DPCformer: An Interpretable Deep Learning Model for Genomic Prediction in Crops
Pengcheng Deng, Kening Liu, Mengxi Zhou, Mingxi Li, Rui Yang, Chuzhe Cao, Maojun Wang, Zeyu Zhang
TL;DR
DPCformer addresses the core challenges of genomic selection in crops by integrating CNN-based local SNP feature extraction with a multi-head self-attention transformer to model both intra- and inter-chromosomal genotype-phenotype relationships. It introduces an eight-dimensional SNP encoding, MIC-based feature selection, MAP-file chromosome segmentation, and a polyploid-aware processing pipeline for cotton, enabling robust predictions even in small-sample contexts. The architecture combines a Res-CNN per chromosome with a cross-chromosome Transformer and an MLP predictor, trained with MSE and validated via 10-fold CV across five crops and multiple traits, achieving state-of-the-art accuracy and providing interpretability via SHAP analyses that highlight biologically plausible candidate genes. These contributions offer a scalable, interpretable framework for precision breeding and have potential to accelerate genetic gains and global food security.
Abstract
Genomic Selection (GS) uses whole-genome information to predict crop phenotypes and accelerate breeding. Traditional GS methods, however, struggle with prediction accuracy for complex traits and large datasets. We propose DPCformer, a deep learning model integrating convolutional neural networks with a self-attention mechanism to model complex genotype-phenotype relationships. We applied DPCformer to 13 traits across five crops (maize, cotton, tomato, rice, chickpea). Our approach uses an 8-dimensional one-hot encoding for SNP data, ordered by chromosome, and employs the PMF algorithm for feature selection. Evaluations show DPCformer outperforms existing methods.

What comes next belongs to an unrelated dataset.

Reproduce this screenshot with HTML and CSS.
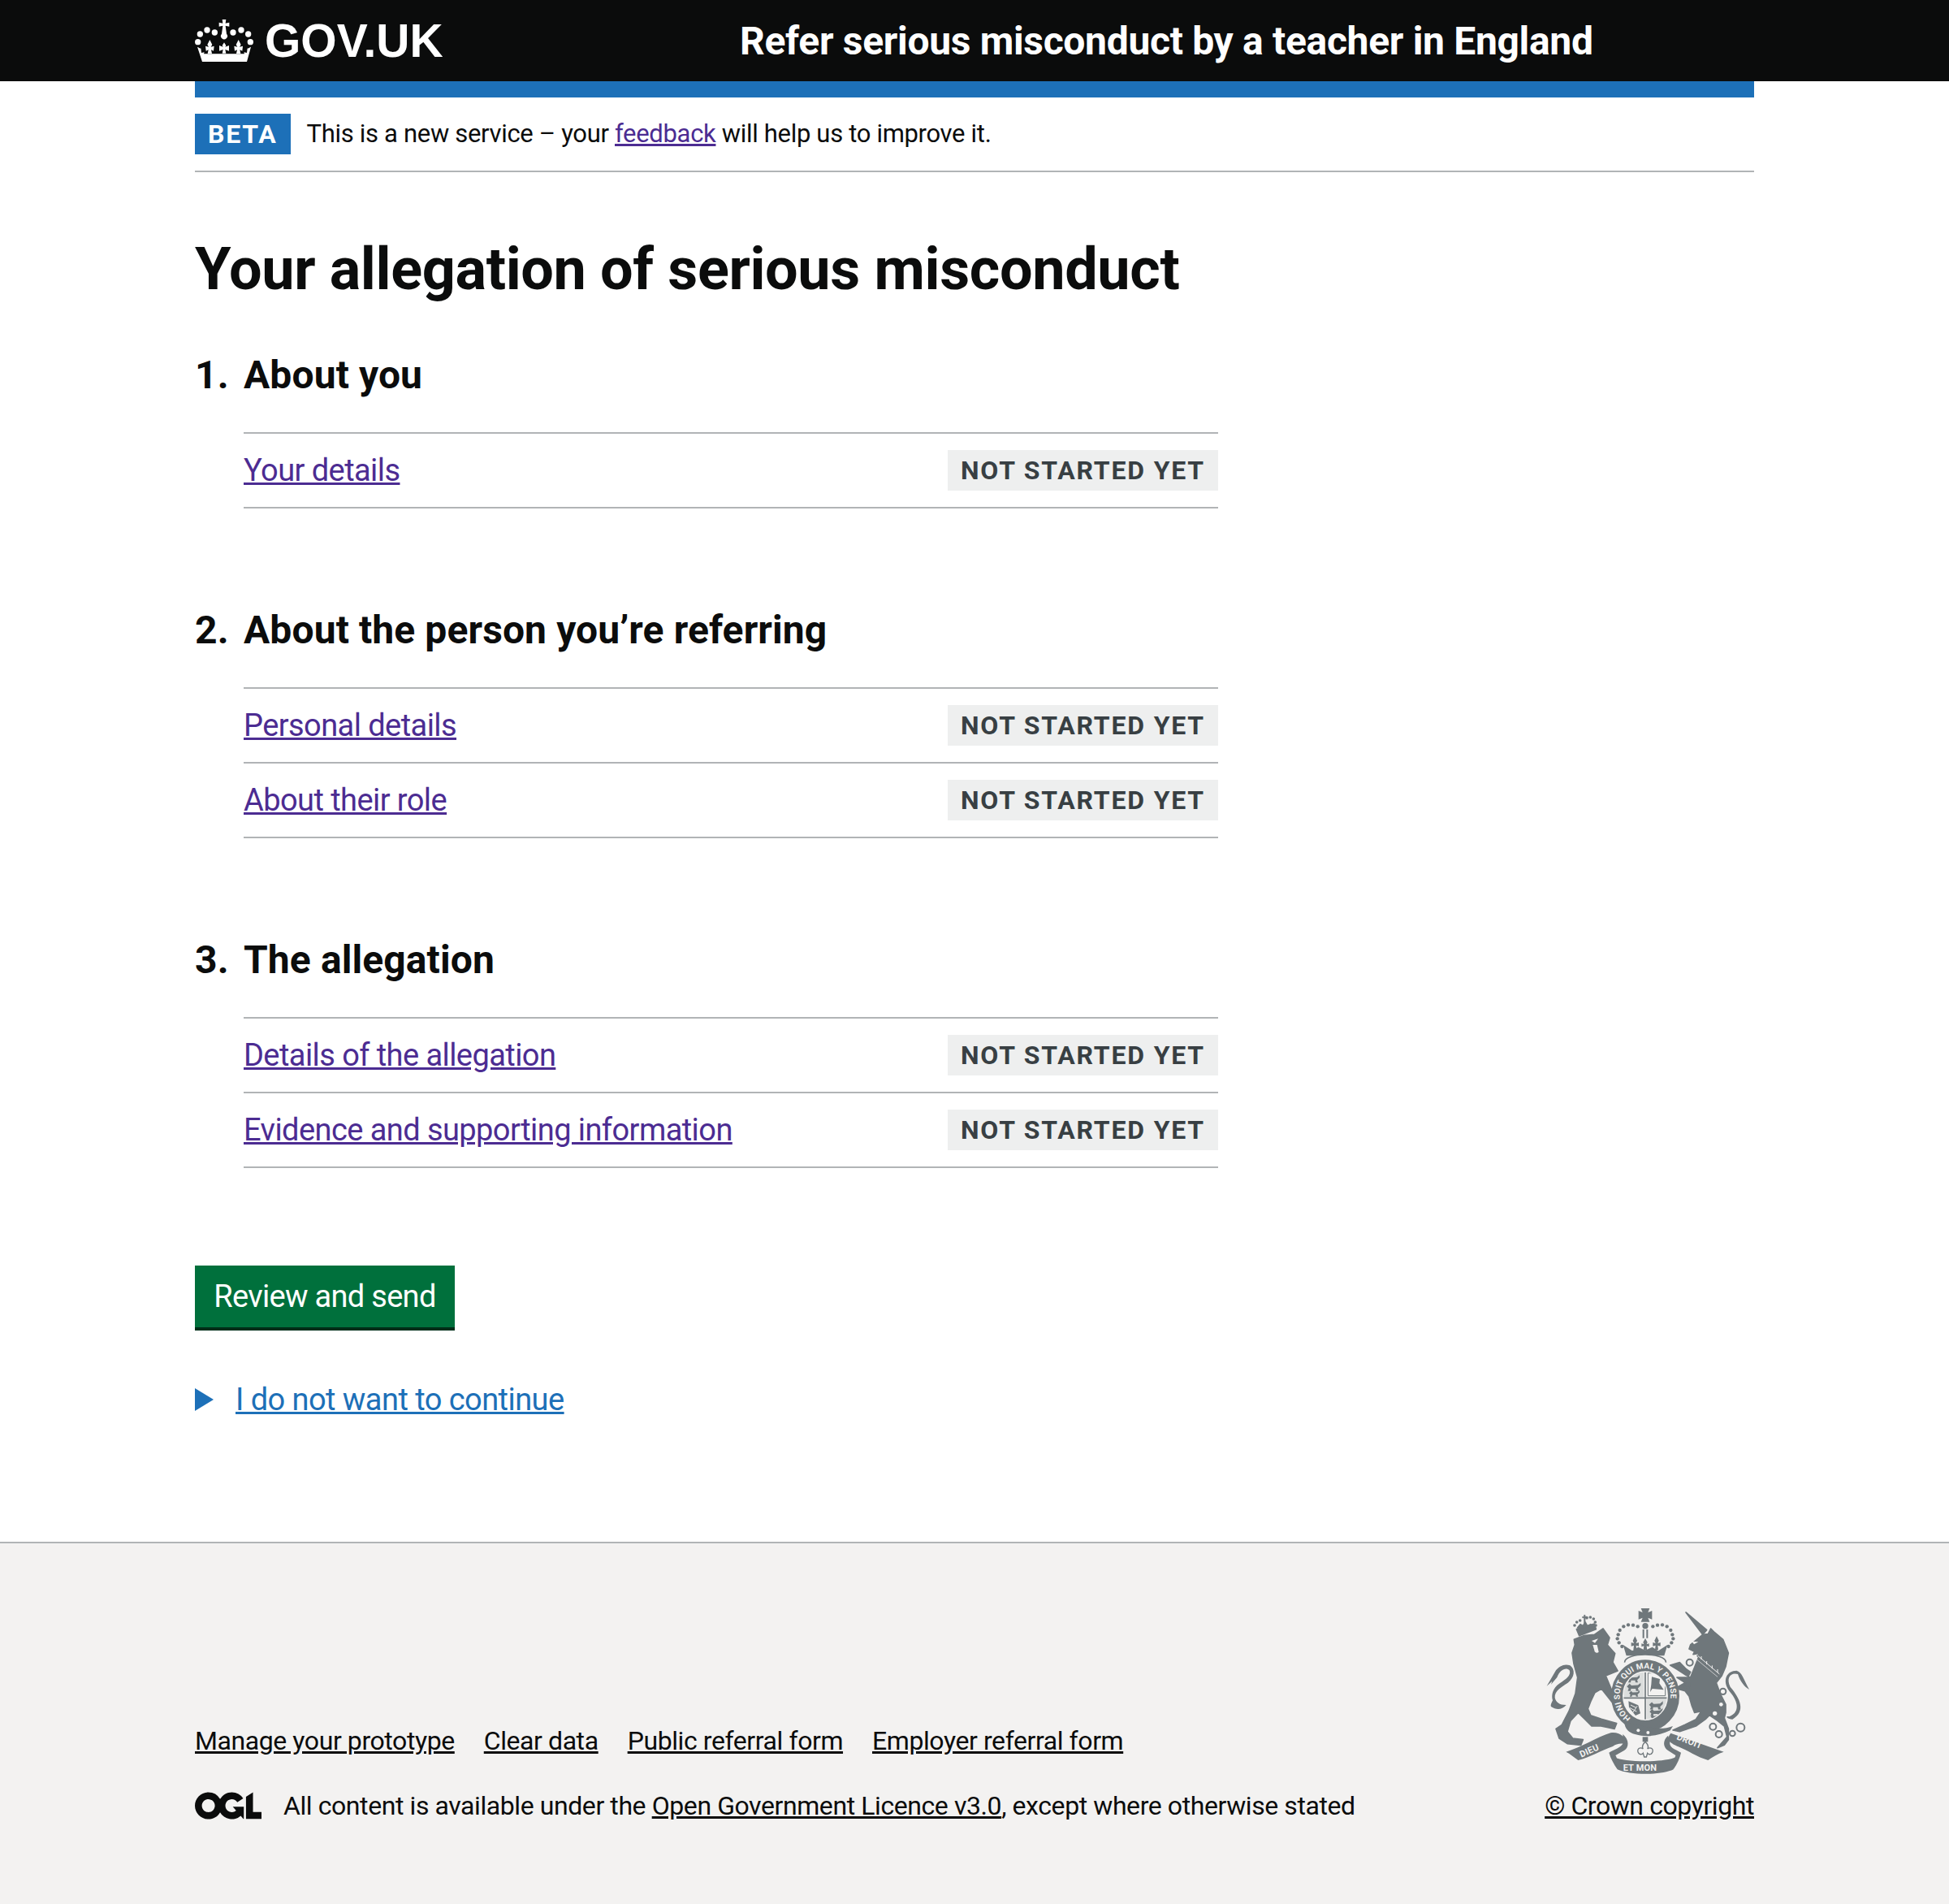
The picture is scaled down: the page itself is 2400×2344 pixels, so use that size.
FILE: index.html
```html
<!DOCTYPE html>
<html lang="en">
<head>
    <meta charset="UTF-8">
    <meta name="viewport" content="width=device-width, initial-scale=1.0">
    <title>Your allegation of serious misconduct</title>
    <link rel="stylesheet" href="styles.css">
</head>
<body>
    <!-- Header -->
    <header class="header">
        <div class="header-inner">
            <a class="logo" href="#">
                <svg class="crown" viewBox="120 65 216 156" aria-hidden="true">
                    <g fill="#fff">
                        <circle cx="139" cy="119" r="11"/><circle cx="165" cy="104" r="11"/><circle cx="193" cy="113" r="11"/>
                        <circle cx="261" cy="113" r="11"/><circle cx="291" cy="104" r="11"/><circle cx="317" cy="119" r="11"/>
                        <circle cx="131" cy="148" r="11"/><circle cx="325" cy="148" r="11"/>
                        <path d="M221 65h14l-2 14 14-3v15l-14-3 4 30a12 12 0 1 1-18 0l4-30-14 3V76l14 3z"/>
                        <path d="M228 150l7 11-3 5 14-5v20l-14-5 3 14h-14l3-14-14 5v-20l14 5-3-5z"/>
                        <path d="M175 140l9 18-5 8 12-3-2 18-9-4 3 14h-16l3-14-9 4-2-18 12 3-5-8z"/>
                        <path d="M281 140l9 18-5 8 12-3-2 18-9-4 3 14h-16l3-14-9 4-2-18 12 3-5-8z"/>
                        <path d="M129 166C138 170 142 174 142 171l2 17 11-2-2 6h150l-2-6 11 2 2-17c0 3 4-1 13-5l-15 55h-165z"/>
                    </g>
                </svg>
                <span class="logo-text">GOV.UK</span>
            </a>
            <a class="service-name" href="#">Refer serious misconduct by a teacher in England</a>
        </div>
    </header>

    <div class="width-container">
        <div class="blue-bar"></div>

        <div class="phase-banner">
            <strong class="tag tag-beta">Beta</strong>
            <span>This is a new service – your <a href="#">feedback</a> will help us to improve it.</span>
        </div>

        <main class="main">
            <h1>Your allegation of serious misconduct</h1>

            <ol class="task-list">
                <li class="section">
                    <h2><span class="section-number">1.</span>About you</h2>
                    <ul class="items">
                        <li class="item"><a href="#">Your details</a><strong class="tag">Not started yet</strong></li>
                    </ul>
                </li>
                <li class="section">
                    <h2><span class="section-number">2.</span>About the person you’re referring</h2>
                    <ul class="items">
                        <li class="item"><a href="#">Personal details</a><strong class="tag">Not started yet</strong></li>
                        <li class="item"><a href="#">About their role</a><strong class="tag">Not started yet</strong></li>
                    </ul>
                </li>
                <li class="section">
                    <h2><span class="section-number">3.</span>The allegation</h2>
                    <ul class="items">
                        <li class="item"><a href="#">Details of the allegation</a><strong class="tag">Not started yet</strong></li>
                        <li class="item"><a href="#">Evidence and supporting information</a><strong class="tag">Not started yet</strong></li>
                    </ul>
                </li>
            </ol>

            <button class="button">Review and send</button>

            <div class="details"><span class="details-arrow"></span><a href="#">I do not want to continue</a></div>
        </main>
    </div>

    <!-- Footer -->
    <footer class="footer">
        <div class="footer-inner">
            <div class="footer-meta">
                <ul class="footer-links">
                    <li><a href="#">Manage your prototype</a></li>
                    <li><a href="#">Clear data</a></li>
                    <li><a href="#">Public referral form</a></li>
                    <li><a href="#">Employer referral form</a></li>
                </ul>
                <div class="licence">
                    <svg class="ogl" viewBox="0 0 483.2 195.7" aria-hidden="true">
                        <path fill="#0b0c0c" d="M421.5 142.8V.1l-50.7 32.3v161.1h112.4v-50.7zm-122.3-9.6A47.12 47.12 0 0 1 221 97.8c0-26 21.1-47.1 47.1-47.1 16.7 0 31.4 8.7 39.7 21.8l42.7-27.2A97.63 97.63 0 0 0 268.1 0c-36.5 0-68.3 20.1-85.1 49.7A98 98 0 0 0 97.8 0C43.9 0 0 43.9 0 97.8s43.9 97.8 97.8 97.8c36.5 0 68.3-20.1 85.1-49.7a97.76 97.76 0 0 0 149.6 25.4l19.4 22.2h3v-87.8h-80l24.3 27.5zM97.8 145c-26 0-47.1-21.1-47.1-47.1s21.1-47.1 47.1-47.1 47.2 21 47.2 47S123.8 145 97.8 145"/>
                    </svg>
                    <span>All content is available under the <a href="#">Open Government Licence v3.0</a>, except where otherwise stated</span>
                </div>
            </div>
            <div class="footer-crest">
                <svg class="crest" viewBox="0 0 765 630" aria-hidden="true">
                    <defs>
                        <path id="passant" d="M0 8L6 2 10 6 24 5 30 0 30 6 24 12 26 18 20 18 19 13 9 13 8 18 2 18 4 12z"/>
                        <clipPath id="shield-clip"><ellipse cx="378" cy="338" rx="80" ry="87"/></clipPath>
                    </defs>
                    <g fill="#6f777b" stroke="#6f777b" stroke-width="5" stroke-linejoin="round">
                        <!-- lion -->
                        <path d="M115 130L150 116 190 112 222 90 246 124 238 150 266 182 258 214 276 246 232 264 255 320 286 346 270 372 254 360 216 312 192 326 176 360 166 386 176 410 216 424 272 440 264 460 240 455 214 450 180 450 150 420 130 400 102 430 90 470 110 495 148 500 140 520 90 515 60 495 48 460 70 445 96 395 120 330 128 270 114 220 108 180 118 150z"/>
                        <!-- lion crown -->
                        <path d="M124 92L190 72 196 92 134 116z"/>
                        <circle cx="117" cy="78" r="3"/><circle cx="125" cy="66" r="3"/><circle cx="137" cy="60" r="3"/><circle cx="162" cy="50" r="3"/><circle cx="175" cy="48" r="3"/><circle cx="187" cy="54" r="3"/><circle cx="193" cy="66" r="3"/><circle cx="195" cy="78" r="3"/>
                        <path d="M146 46h6v-6h4v6h6v4h-6v20h-4V50h-6z" stroke-width="2"/>
                        <path d="M128 86l10-12 10 6 8-14 8 14 12-6 8 14z"/>
                        <!-- unicorn -->
                        <path d="M528 30L605 95 590 112z"/>
                        <path d="M590 112L545 150 540 165 560 175 555 185 585 180 570 190 575 195 545 270 525 260 495 240 470 225 505 215 530 240 545 250 535 270 495 270 525 290 490 310 525 320 540 340 550 375 560 400 585 395 565 425 525 445 480 465 505 470 565 450 600 425 615 410 645 430 670 450 680 490 645 530 670 520 685 500 685 460 670 420 675 400 675 370 655 330 640 290 660 265 675 230 685 180 665 130 635 105 620 90 610 110z"/>
                    </g>
                    <g fill="#6f777b">
                        <!-- tails -->
                        <path d="M30 378C50 392 70 390 86 372 60 372 48 362 44 345 42 318 70 305 92 290 118 270 120 240 100 226 80 218 60 228 48 244L14 302 34 284 30 296 52 270C64 240 86 232 98 244 106 262 84 278 62 292 36 310 30 335 36 355 30 368 28 372 30 378z"/>
                        <path d="M688 415C735 395 715 350 688 320 660 280 680 245 715 245 735 250 740 275 762 315 745 305 728 285 720 258 695 250 675 270 692 305 730 350 750 395 700 425 680 425 670 410 688 415z"/>
                    </g>
                    <!-- unicorn collar -->
                    <g fill="none" stroke="#f3f2f1">
                        <path d="M572 190L652 258" stroke-width="3"/>
                        <path d="M566 202L645 268" stroke-width="2"/>
                        <path d="M585 204v-12M605 222v-12M625 238v-12M645 252v-12" stroke-width="3"/>
                    </g>
                    <g fill="#f3f2f1">
                        <circle cx="635" cy="403" r="8"/><circle cx="658" cy="370" r="7"/>
                        <path d="M550 137l24 2-16 9z"/>
                        <path d="M180 135l24-8-12 16z"/>
                        <path d="M190 170l-6-20 16 0 6 26a9 9 0 0 1-16-6z"/>
                    </g>
                    <g fill="none" stroke="#6f777b" stroke-width="6">
                        <circle cx="542" cy="215" r="12"/><circle cx="532" cy="298" r="11"/><circle cx="665" cy="322" r="11"/>
                        <circle cx="628" cy="452" r="12"/><circle cx="650" cy="480" r="12"/><circle cx="700" cy="477" r="10"/><circle cx="730" cy="455" r="15"/>
                    </g>
                    <!-- crown -->
                    <g fill="#6f777b">
                        <path d="M368 30l-6-15h32l-6 15 15-6v32l-15-6 6 15h-32l6-15-15 6V24z"/>
                        <circle cx="378" cy="80" r="11"/>
                        <path d="M368 93h6v32h-6zM382 93h6v32h-6z"/>
                        <path d="M296 150L330 172 352 158 378 170 404 158 426 172 460 150 448 190H308z"/>
                        <path d="M340 118l8 16-4 10 10-3v14l-10-3 2 16h-12l2-16-10 3v-14l10 3-4-10zM420 118l8 16-4 10 10-3v14l-10-3 2 16h-12l2-16-10 3v-14l10 3-4-10zM378 126l8 14-3 8 9-3v12l-9-3 2 16h-14l2-16-9 3v-12l9 3-3-8z"/>
                        <circle cx="278" cy="112" r="6.5"/><circle cx="284" cy="96" r="6.5"/><circle cx="298" cy="82" r="6.5"/><circle cx="315" cy="76" r="6.5"/><circle cx="333" cy="77" r="6.5"/><circle cx="350" cy="82" r="6.5"/>
                        <circle cx="275" cy="127" r="6.5"/><circle cx="281" cy="142" r="6.5"/><circle cx="292" cy="156" r="6.5"/>
                        <circle cx="406" cy="82" r="6.5"/><circle cx="423" cy="77" r="6.5"/><circle cx="441" cy="76" r="6.5"/><circle cx="458" cy="82" r="6.5"/><circle cx="472" cy="96" r="6.5"/><circle cx="478" cy="112" r="6.5"/>
                        <circle cx="481" cy="127" r="6.5"/><circle cx="475" cy="142" r="6.5"/><circle cx="464" cy="156" r="6.5"/>
                    </g>
                    <path d="M302 215C300 196 340 186 378 186 416 186 456 196 454 215" fill="#f3f2f1" stroke="#6f777b" stroke-width="5"/>
                    <!-- garter -->
                    <ellipse cx="378" cy="338" rx="105" ry="112" fill="#f3f2f1" stroke="#6f777b" stroke-width="42"/>
                    <path id="garter-path" d="M324 421A94 101 0 1 1 432 421" fill="none"/>
                    <text class="crest-text" font-size="30" fill="#f3f2f1"><textPath href="#garter-path">HONI SOIT QUI MAL Y PENSE</textPath></text>
                    <!-- shield -->
                    <g clip-path="url(#shield-clip)">
                        <path d="M298 250H373V342H298z" fill="#dcdedd"/>
                        <path d="M383 250H458V342H383z" fill="#f3f2f1"/>
                        <path d="M298 350H373V426H298z" fill="#f3f2f1"/>
                        <path d="M383 350H458V426H383z" fill="#dcdedd"/>
                        <g fill="#6f777b">
                            <use href="#passant" transform="translate(312 262) scale(1.5)"/>
                            <use href="#passant" transform="translate(310 290) scale(1.7)"/>
                            <use href="#passant" transform="translate(318 318) scale(1.3)"/>
                            <use href="#passant" transform="translate(392 358) scale(1.7)"/>
                            <use href="#passant" transform="translate(394 384) scale(1.6)"/>
                            <use href="#passant" transform="translate(398 406) scale(1.2)"/>
                            <path d="M402 268l30 8-2 16 16 24-42-4-8 12 4-28z"/>
                            <path d="M316 358l36 15 8 30-18 8-24-30z"/>
                        </g>
                        <path d="M324 372l20 10M320 382l26 14M332 400l16-24" stroke="#f3f2f1" stroke-width="3" fill="none"/>
                        <path d="M388 254H452V338H388z" fill="none" stroke="#6f777b" stroke-width="3"/>
                        <path d="M378 250V430M296 346H464" stroke="#6f777b" stroke-width="5" fill="none"/>
                    </g>
                    <!-- buckle -->
                    <path d="M302 430C298 456 316 474 340 480 390 494 430 484 470 466L480 450C440 466 390 456 355 446 340 446 320 446 312 430z" fill="#6f777b"/>
                    <circle cx="352" cy="466" r="6" fill="#f3f2f1"/><circle cx="388" cy="474" r="6" fill="#f3f2f1"/>
                    <!-- scroll -->
                    <g fill="#6f777b">
                        <path d="M85 545C140 530 200 490 250 475 285 470 310 495 312 520 295 510 270 515 258 525 215 540 175 565 130 576 115 565 100 552 85 545z"/>
                        <path d="M295 480C320 500 318 530 300 540L268 558C276 572 280 590 275 610 262 590 250 570 244 548 262 535 290 530 296 512z"/>
                        <path d="M265 565C300 585 450 585 490 565L482 610C440 632 320 632 275 610z"/>
                        <path d="M472 476L668 545C645 552 625 565 610 576 570 565 535 540 500 526 478 515 450 505 472 476z"/>
                        <path d="M462 485C440 505 445 528 462 540L490 558C484 575 482 590 482 610 496 590 506 568 510 548 486 535 462 528 470 505z"/>
                        <path d="M368 490h20v18h-20z"/>
                    </g>
                    <path d="M378 508c10 10 14 18 8 26 12-8 24 0 18 14-4 8-14 8-18 2l-4 14h-8l-4-14c-4 6-14 6-18-2-6-14 6-22 18-14-6-8-2-16 8-26z" fill="#f3f2f1" stroke="#6f777b" stroke-width="4"/>
                    <g class="crest-text" fill="#f3f2f1" font-size="33">
                        <text transform="translate(142 566) rotate(-24)">DIEU</text>
                        <text x="296" y="615">ET MON</text>
                        <text transform="translate(492 498) rotate(22)">DROIT</text>
                    </g>
                </svg>
                <a href="#">© Crown copyright</a>
            </div>
        </div>
    </footer>
</body>
</html>
```
FILE: styles.css
```css
/* General */
* {
    box-sizing: border-box;
}

body {
    margin: 0;
    font-family: Roboto, sans-serif;
    color: #0b0c0c;
    background: #fff;
}

a {
    color: #4c2c92;
}

ol, ul {
    list-style: none;
    margin: 0;
    padding: 0;
}

.width-container,
.header-inner,
.footer-inner {
    width: 1920px;
    margin: 0 auto;
}

/* Header */
.header {
    height: 100px;
    background: #0b0c0c;
}

.header-inner {
    display: flex;
    align-items: center;
    height: 100px;
}

.logo {
    display: flex;
    align-items: center;
    width: 671px;
    color: #fff;
    text-decoration: none;
}

.crown {
    width: 72px;
    height: 52px;
    margin-right: 14px;
}

.logo-text {
    font-family: "Liberation Sans", sans-serif;
    font-weight: bold;
    font-size: 57px;
    line-height: 100px;
}

.service-name {
    font-size: 48px;
    font-weight: bold;
    letter-spacing: -0.32px;
    color: #fff;
    text-decoration: none;
}

.blue-bar {
    height: 20px;
    background: #1d70b8;
}

/* Phase banner */
.phase-banner {
    display: flex;
    align-items: center;
    gap: 20px;
    padding: 20px 0;
    border-bottom: 2px solid #b1b4b6;
    font-size: 31px;
    line-height: 50px;
    letter-spacing: -0.32px;
}

.tag {
    display: inline-block;
    height: 50px;
    padding: 0 16px;
    font-size: 32px;
    line-height: 50px;
    font-weight: bold;
    letter-spacing: 1.8px;
    text-transform: uppercase;
    color: #383f43;
    background: #eeefef;
}

.tag-beta {
    letter-spacing: 2px;
    color: #fff;
    background: #1d70b8;
}

/* Main */
.main {
    padding-top: 80px;
    padding-bottom: 150px;
}

h1 {
    margin: 0 0 60px;
    font-size: 72px;
    line-height: 80px;
    font-weight: bold;
    letter-spacing: -0.37px;
}

.section {
    margin-bottom: 120px;
    width: 1260px;
}

h2 {
    display: flex;
    margin: 0 0 40px;
    font-size: 48px;
    line-height: 60px;
    font-weight: bold;
    letter-spacing: 0.1px;
}

.section-number {
    width: 60px;
}

.items {
    margin-left: 60px;
    border-top: 2px solid #b1b4b6;
}

.item {
    display: flex;
    justify-content: space-between;
    align-items: center;
    padding: 20px 0;
    border-bottom: 2px solid #b1b4b6;
    font-size: 38px;
    line-height: 50px;
    letter-spacing: -0.57px;
}

.button {
    display: block;
    width: 320px;
    height: 80px;
    margin-bottom: 60px;
    padding: 0 0 4px;
    border: none;
    border-radius: 0;
    box-shadow: inset 0 -4px 0 #002d18;
    font-family: inherit;
    font-size: 38px;
    letter-spacing: -0.7px;
    color: #fff;
    background: #00703c;
}

.details {
    display: flex;
    align-items: center;
    font-size: 38px;
    line-height: 50px;
    letter-spacing: -0.55px;
}

.details a {
    color: #1d70b8;
}

.details-arrow {
    width: 0;
    height: 0;
    margin-right: 27px;
    border-style: solid;
    border-width: 14px 0 14px 23px;
    border-color: transparent transparent transparent #1d70b8;
}

/* Footer */
.footer {
    border-top: 2px solid #b1b4b6;
    background: #f3f2f1;
    padding-top: 74px;
    padding-bottom: 101px;
}

.footer-inner {
    display: flex;
    justify-content: space-between;
    align-items: flex-end;
    font-size: 32px;
    line-height: 40px;
    letter-spacing: -0.42px;
}

.footer a {
    color: #0b0c0c;
}

.footer-links {
    display: flex;
    gap: 36px;
    margin-bottom: 40px;
}

.licence {
    display: flex;
    align-items: center;
    gap: 27px;
}

.ogl {
    width: 82px;
    height: 34px;
}

.footer-crest {
    display: flex;
    flex-direction: column;
    align-items: flex-end;
}

.crest {
    width: 255px;
    height: 210px;
    margin-top: 1px;
    margin-bottom: 18px;
    margin-right: 5px;
}

.crest-text {
    font-family: Roboto, sans-serif;
    font-weight: bold;
    letter-spacing: 0.5px;
}

.tag,
.item .tag {
    letter-spacing: 1.8px;
}
```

In maize datasets, accuracy for traits like days to tasseling and plant height improved by up to 2.92%. For cotton, accuracy gains for fiber traits reached 8.37%. On small-sample tomato data, the Pearson Correlation Coefficient for a key trait increased by up to 57.35%. In chickpea, the yield correlation was boosted by 16.62%. DPCformer demonstrates superior accuracy, robustness in small-sample scenarios, and enhanced interpretability, providing a powerful tool for precision breeding and addressing global food security challenges.